[Work to do]
Transcribe all of the material exactly. Any picture in it should be left out.

[Recorded data]

##############################

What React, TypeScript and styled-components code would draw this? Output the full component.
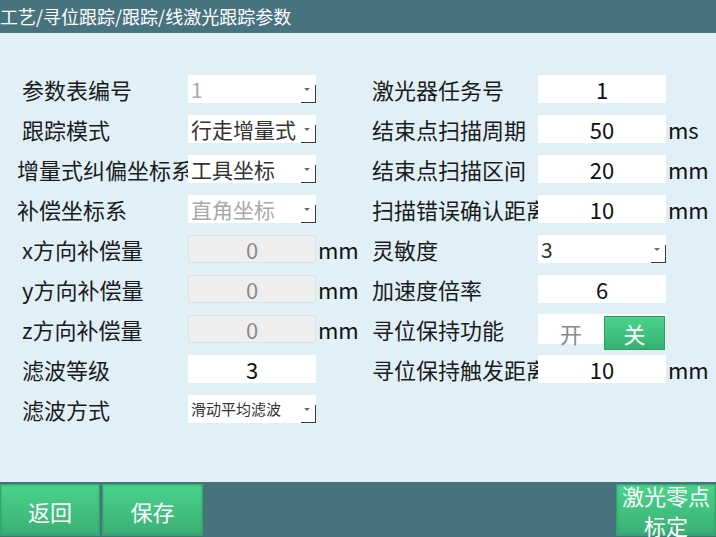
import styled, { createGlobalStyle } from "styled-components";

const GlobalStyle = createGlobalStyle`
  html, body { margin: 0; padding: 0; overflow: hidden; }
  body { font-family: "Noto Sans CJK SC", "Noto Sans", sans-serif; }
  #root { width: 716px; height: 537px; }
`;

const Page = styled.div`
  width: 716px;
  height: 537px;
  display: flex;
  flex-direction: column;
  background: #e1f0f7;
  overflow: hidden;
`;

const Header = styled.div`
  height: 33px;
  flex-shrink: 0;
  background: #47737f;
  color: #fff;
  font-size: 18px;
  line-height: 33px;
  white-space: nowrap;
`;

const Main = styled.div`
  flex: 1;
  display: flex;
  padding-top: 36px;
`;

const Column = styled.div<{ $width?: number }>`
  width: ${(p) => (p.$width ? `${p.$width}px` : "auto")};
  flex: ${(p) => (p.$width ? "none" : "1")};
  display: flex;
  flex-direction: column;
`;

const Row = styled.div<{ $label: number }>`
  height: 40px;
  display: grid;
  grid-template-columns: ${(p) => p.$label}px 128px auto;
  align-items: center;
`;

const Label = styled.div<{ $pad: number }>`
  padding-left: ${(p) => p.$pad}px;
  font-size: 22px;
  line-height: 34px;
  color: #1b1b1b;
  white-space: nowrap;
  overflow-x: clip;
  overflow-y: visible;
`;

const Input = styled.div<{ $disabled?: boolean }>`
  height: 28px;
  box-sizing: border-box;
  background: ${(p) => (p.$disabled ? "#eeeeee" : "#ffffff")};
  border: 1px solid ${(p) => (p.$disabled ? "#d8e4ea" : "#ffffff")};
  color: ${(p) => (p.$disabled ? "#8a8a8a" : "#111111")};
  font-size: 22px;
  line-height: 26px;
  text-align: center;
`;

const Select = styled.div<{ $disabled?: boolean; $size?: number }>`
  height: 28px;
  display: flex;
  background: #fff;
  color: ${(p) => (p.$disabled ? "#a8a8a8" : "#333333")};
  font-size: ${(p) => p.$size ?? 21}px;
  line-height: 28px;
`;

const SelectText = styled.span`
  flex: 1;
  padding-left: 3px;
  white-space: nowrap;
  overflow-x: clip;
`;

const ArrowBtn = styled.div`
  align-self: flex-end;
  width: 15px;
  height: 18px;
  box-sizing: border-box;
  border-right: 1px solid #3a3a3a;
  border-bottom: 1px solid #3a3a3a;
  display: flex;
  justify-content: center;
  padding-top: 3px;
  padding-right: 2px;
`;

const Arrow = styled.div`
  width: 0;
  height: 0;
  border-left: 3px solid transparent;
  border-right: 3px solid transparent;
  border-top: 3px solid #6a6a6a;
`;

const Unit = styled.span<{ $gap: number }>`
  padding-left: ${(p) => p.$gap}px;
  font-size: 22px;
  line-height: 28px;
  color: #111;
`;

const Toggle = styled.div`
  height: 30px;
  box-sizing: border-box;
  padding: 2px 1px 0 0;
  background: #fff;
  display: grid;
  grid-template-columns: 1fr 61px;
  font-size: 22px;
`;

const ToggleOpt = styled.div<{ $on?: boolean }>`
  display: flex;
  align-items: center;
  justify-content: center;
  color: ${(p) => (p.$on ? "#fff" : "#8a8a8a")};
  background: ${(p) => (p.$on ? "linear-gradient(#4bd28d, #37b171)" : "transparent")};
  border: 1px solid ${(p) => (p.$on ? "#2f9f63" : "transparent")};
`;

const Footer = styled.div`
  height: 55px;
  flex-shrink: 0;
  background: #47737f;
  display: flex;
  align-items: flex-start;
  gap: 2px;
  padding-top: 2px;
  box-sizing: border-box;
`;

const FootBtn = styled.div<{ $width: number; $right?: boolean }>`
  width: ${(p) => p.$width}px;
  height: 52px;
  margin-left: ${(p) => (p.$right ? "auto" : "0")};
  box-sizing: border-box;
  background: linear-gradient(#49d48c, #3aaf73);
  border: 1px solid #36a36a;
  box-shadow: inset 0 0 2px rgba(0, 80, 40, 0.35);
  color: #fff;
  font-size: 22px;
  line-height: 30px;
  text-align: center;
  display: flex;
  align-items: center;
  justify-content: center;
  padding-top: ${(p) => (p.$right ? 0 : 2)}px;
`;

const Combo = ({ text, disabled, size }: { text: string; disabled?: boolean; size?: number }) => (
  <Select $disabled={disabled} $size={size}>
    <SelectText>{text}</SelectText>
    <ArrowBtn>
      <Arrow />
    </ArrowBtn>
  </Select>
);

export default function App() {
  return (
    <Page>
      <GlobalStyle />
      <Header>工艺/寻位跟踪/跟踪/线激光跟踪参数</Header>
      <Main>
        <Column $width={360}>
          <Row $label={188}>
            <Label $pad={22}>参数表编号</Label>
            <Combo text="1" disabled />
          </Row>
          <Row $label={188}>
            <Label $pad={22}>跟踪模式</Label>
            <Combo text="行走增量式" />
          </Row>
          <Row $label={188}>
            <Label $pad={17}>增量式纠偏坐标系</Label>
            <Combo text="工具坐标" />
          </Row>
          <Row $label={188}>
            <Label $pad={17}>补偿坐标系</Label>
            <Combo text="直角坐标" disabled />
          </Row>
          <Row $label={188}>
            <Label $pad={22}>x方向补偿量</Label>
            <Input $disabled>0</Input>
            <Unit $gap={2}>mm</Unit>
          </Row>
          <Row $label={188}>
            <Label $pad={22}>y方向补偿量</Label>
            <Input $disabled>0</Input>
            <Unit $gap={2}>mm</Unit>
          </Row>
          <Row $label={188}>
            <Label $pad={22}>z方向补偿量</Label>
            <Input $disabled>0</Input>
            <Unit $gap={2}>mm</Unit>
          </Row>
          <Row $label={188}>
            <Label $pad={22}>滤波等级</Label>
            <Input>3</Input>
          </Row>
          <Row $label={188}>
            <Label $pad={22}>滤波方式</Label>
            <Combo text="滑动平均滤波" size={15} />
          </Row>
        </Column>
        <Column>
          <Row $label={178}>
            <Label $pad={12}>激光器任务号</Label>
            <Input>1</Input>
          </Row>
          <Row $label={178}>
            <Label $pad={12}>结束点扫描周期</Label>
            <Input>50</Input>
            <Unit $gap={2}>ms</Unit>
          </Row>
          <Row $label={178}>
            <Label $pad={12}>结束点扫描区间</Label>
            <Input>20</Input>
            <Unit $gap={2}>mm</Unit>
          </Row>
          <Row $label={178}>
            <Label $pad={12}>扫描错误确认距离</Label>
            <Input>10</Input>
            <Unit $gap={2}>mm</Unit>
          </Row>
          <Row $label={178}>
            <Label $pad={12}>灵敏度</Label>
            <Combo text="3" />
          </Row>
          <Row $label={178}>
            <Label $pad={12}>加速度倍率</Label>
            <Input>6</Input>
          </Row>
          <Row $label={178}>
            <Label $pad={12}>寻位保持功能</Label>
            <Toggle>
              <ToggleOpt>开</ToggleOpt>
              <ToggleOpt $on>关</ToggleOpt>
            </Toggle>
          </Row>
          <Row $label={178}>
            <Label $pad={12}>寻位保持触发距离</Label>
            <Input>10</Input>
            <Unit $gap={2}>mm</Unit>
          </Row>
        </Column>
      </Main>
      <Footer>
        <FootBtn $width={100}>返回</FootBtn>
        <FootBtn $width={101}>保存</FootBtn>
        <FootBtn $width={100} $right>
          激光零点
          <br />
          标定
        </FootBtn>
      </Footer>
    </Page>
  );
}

##############################

[Complete output]
What React, TypeScript and styled-components code would draw this? Output the full component.
import styled, { createGlobalStyle } from "styled-components";

const GlobalStyle = createGlobalStyle`
  html, body { margin: 0; padding: 0; overflow: hidden; }
  body { font-family: "Noto Sans CJK SC", "Noto Sans", sans-serif; }
  #root { width: 716px; height: 537px; }
`;

const Page = styled.div`
  width: 716px;
  height: 537px;
  display: flex;
  flex-direction: column;
  background: #e1f0f7;
  overflow: hidden;
`;

const Header = styled.div`
  height: 33px;
  flex-shrink: 0;
  background: #47737f;
  color: #fff;
  font-size: 18px;
  line-height: 33px;
  white-space: nowrap;
`;

const Main = styled.div`
  flex: 1;
  display: flex;
  padding-top: 36px;
`;

const Column = styled.div<{ $width?: number }>`
  width: ${(p) => (p.$width ? `${p.$width}px` : "auto")};
  flex: ${(p) => (p.$width ? "none" : "1")};
  display: flex;
  flex-direction: column;
`;

const Row = styled.div<{ $label: number }>`
  height: 40px;
  display: grid;
  grid-template-columns: ${(p) => p.$label}px 128px auto;
  align-items: center;
`;

const Label = styled.div<{ $pad: number }>`
  padding-left: ${(p) => p.$pad}px;
  font-size: 22px;
  line-height: 34px;
  color: #1b1b1b;
  white-space: nowrap;
  overflow-x: clip;
  overflow-y: visible;
`;

const Input = styled.div<{ $disabled?: boolean }>`
  height: 28px;
  box-sizing: border-box;
  background: ${(p) => (p.$disabled ? "#eeeeee" : "#ffffff")};
  border: 1px solid ${(p) => (p.$disabled ? "#d8e4ea" : "#ffffff")};
  color: ${(p) => (p.$disabled ? "#8a8a8a" : "#111111")};
  font-size: 22px;
  line-height: 26px;
  text-align: center;
`;

const Select = styled.div<{ $disabled?: boolean; $size?: number }>`
  height: 28px;
  display: flex;
  background: #fff;
  color: ${(p) => (p.$disabled ? "#a8a8a8" : "#333333")};
  font-size: ${(p) => p.$size ?? 21}px;
  line-height: 28px;
`;

const SelectText = styled.span`
  flex: 1;
  padding-left: 3px;
  white-space: nowrap;
  overflow-x: clip;
`;

const ArrowBtn = styled.div`
  align-self: flex-end;
  width: 15px;
  height: 18px;
  box-sizing: border-box;
  border-right: 1px solid #3a3a3a;
  border-bottom: 1px solid #3a3a3a;
  display: flex;
  justify-content: center;
  padding-top: 3px;
  padding-right: 2px;
`;

const Arrow = styled.div`
  width: 0;
  height: 0;
  border-left: 3px solid transparent;
  border-right: 3px solid transparent;
  border-top: 3px solid #6a6a6a;
`;

const Unit = styled.span<{ $gap: number }>`
  padding-left: ${(p) => p.$gap}px;
  font-size: 22px;
  line-height: 28px;
  color: #111;
`;

const Toggle = styled.div`
  height: 30px;
  box-sizing: border-box;
  padding: 2px 1px 0 0;
  background: #fff;
  display: grid;
  grid-template-columns: 1fr 61px;
  font-size: 22px;
`;

const ToggleOpt = styled.div<{ $on?: boolean }>`
  display: flex;
  align-items: center;
  justify-content: center;
  color: ${(p) => (p.$on ? "#fff" : "#8a8a8a")};
  background: ${(p) => (p.$on ? "linear-gradient(#4bd28d, #37b171)" : "transparent")};
  border: 1px solid ${(p) => (p.$on ? "#2f9f63" : "transparent")};
`;

const Footer = styled.div`
  height: 55px;
  flex-shrink: 0;
  background: #47737f;
  display: flex;
  align-items: flex-start;
  gap: 2px;
  padding-top: 2px;
  box-sizing: border-box;
`;

const FootBtn = styled.div<{ $width: number; $right?: boolean }>`
  width: ${(p) => p.$width}px;
  height: 52px;
  margin-left: ${(p) => (p.$right ? "auto" : "0")};
  box-sizing: border-box;
  background: linear-gradient(#49d48c, #3aaf73);
  border: 1px solid #36a36a;
  box-shadow: inset 0 0 2px rgba(0, 80, 40, 0.35);
  color: #fff;
  font-size: 22px;
  line-height: 30px;
  text-align: center;
  display: flex;
  align-items: center;
  justify-content: center;
  padding-top: ${(p) => (p.$right ? 0 : 2)}px;
`;

const Combo = ({ text, disabled, size }: { text: string; disabled?: boolean; size?: number }) => (
  <Select $disabled={disabled} $size={size}>
    <SelectText>{text}</SelectText>
    <ArrowBtn>
      <Arrow />
    </ArrowBtn>
  </Select>
);

export default function App() {
  return (
    <Page>
      <GlobalStyle />
      <Header>工艺/寻位跟踪/跟踪/线激光跟踪参数</Header>
      <Main>
        <Column $width={360}>
          <Row $label={188}>
            <Label $pad={22}>参数表编号</Label>
            <Combo text="1" disabled />
          </Row>
          <Row $label={188}>
            <Label $pad={22}>跟踪模式</Label>
            <Combo text="行走增量式" />
          </Row>
          <Row $label={188}>
            <Label $pad={17}>增量式纠偏坐标系</Label>
            <Combo text="工具坐标" />
          </Row>
          <Row $label={188}>
            <Label $pad={17}>补偿坐标系</Label>
            <Combo text="直角坐标" disabled />
          </Row>
          <Row $label={188}>
            <Label $pad={22}>x方向补偿量</Label>
            <Input $disabled>0</Input>
            <Unit $gap={2}>mm</Unit>
          </Row>
          <Row $label={188}>
            <Label $pad={22}>y方向补偿量</Label>
            <Input $disabled>0</Input>
            <Unit $gap={2}>mm</Unit>
          </Row>
          <Row $label={188}>
            <Label $pad={22}>z方向补偿量</Label>
            <Input $disabled>0</Input>
            <Unit $gap={2}>mm</Unit>
          </Row>
          <Row $label={188}>
            <Label $pad={22}>滤波等级</Label>
            <Input>3</Input>
          </Row>
          <Row $label={188}>
            <Label $pad={22}>滤波方式</Label>
            <Combo text="滑动平均滤波" size={15} />
          </Row>
        </Column>
        <Column>
          <Row $label={178}>
            <Label $pad={12}>激光器任务号</Label>
            <Input>1</Input>
          </Row>
          <Row $label={178}>
            <Label $pad={12}>结束点扫描周期</Label>
            <Input>50</Input>
            <Unit $gap={2}>ms</Unit>
          </Row>
          <Row $label={178}>
            <Label $pad={12}>结束点扫描区间</Label>
            <Input>20</Input>
            <Unit $gap={2}>mm</Unit>
          </Row>
          <Row $label={178}>
            <Label $pad={12}>扫描错误确认距离</Label>
            <Input>10</Input>
            <Unit $gap={2}>mm</Unit>
          </Row>
          <Row $label={178}>
            <Label $pad={12}>灵敏度</Label>
            <Combo text="3" />
          </Row>
          <Row $label={178}>
            <Label $pad={12}>加速度倍率</Label>
            <Input>6</Input>
          </Row>
          <Row $label={178}>
            <Label $pad={12}>寻位保持功能</Label>
            <Toggle>
              <ToggleOpt>开</ToggleOpt>
              <ToggleOpt $on>关</ToggleOpt>
            </Toggle>
          </Row>
          <Row $label={178}>
            <Label $pad={12}>寻位保持触发距离</Label>
            <Input>10</Input>
            <Unit $gap={2}>mm</Unit>
          </Row>
        </Column>
      </Main>
      <Footer>
        <FootBtn $width={100}>返回</FootBtn>
        <FootBtn $width={101}>保存</FootBtn>
        <FootBtn $width={100} $right>
          激光零点
          <br />
          标定
        </FootBtn>
      </Footer>
    </Page>
  );
}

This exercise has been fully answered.